I am now nearly 40, and have been officially diagnosed as bipolar for about six years. Like most people diagnosed with bipolar, I had symptoms many years before I was officially given the label. Most of us go 10, 20, 30 years before some psychiatrist finally says, "You know, you don't have depression; you're bipolar," or, "What your regular doctor said was PMDD (premenstrual dysphoric disorder), is really mania..."
What's more, websites, books, and magazines often list the symptoms of bipolar in a way that makes me scratch my head and say to myself, "Yeah, but..." Things like, "Fast speech, lowered inhibitions, depression, mixed states..." aren't very descriptive and leave the general person confused.

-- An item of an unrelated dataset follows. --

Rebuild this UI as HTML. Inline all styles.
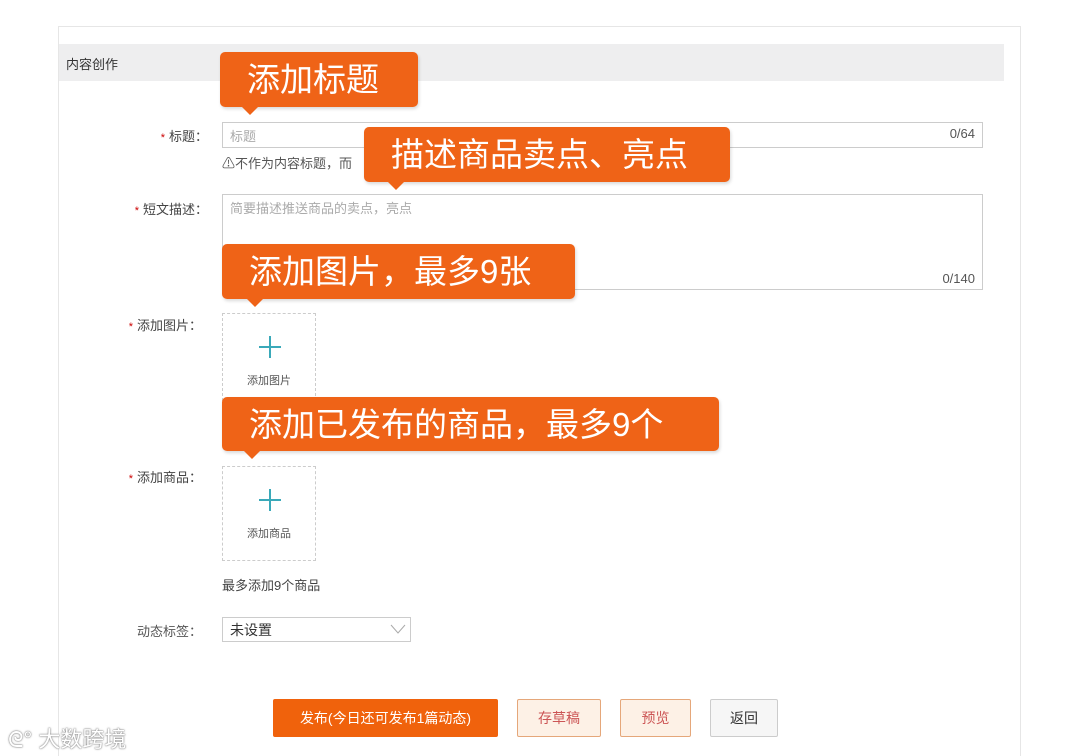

It seems the disease de jour is bipolar, with the least bit of irrational behavior being tossed aside is "oh, she's just bipolar!" and laughter ensues. But, having bipolar is anything but funny. Oh sure, hypomania- "under mania"; e.g. less than manic- has made me "laugh my head off", and run around making passes at men as if I've had a bit of cocaine (or two Red Bulls, pick your poison- and no, I've never had either!). But the reality of these states isn't as clear-cut as the labels make them, and it isn't as fun as society makes them out to be. In fact, they can be seriously dangerous!
More then any of this, I am ME first and then bipolar. There was a thread online where some people asked "Am I bipolar or do I have bipolar?" The score was pretty divided. Although, most of what I will type here will be about bipolar, remember that there are certainly days where I'm perfectly hunky dory and those just don't get included because they aren't as on topic. I may try to go find some old posts of mine that illustrate how I was feeling at the time I was having an episode, but I will also try to recreate things from memory.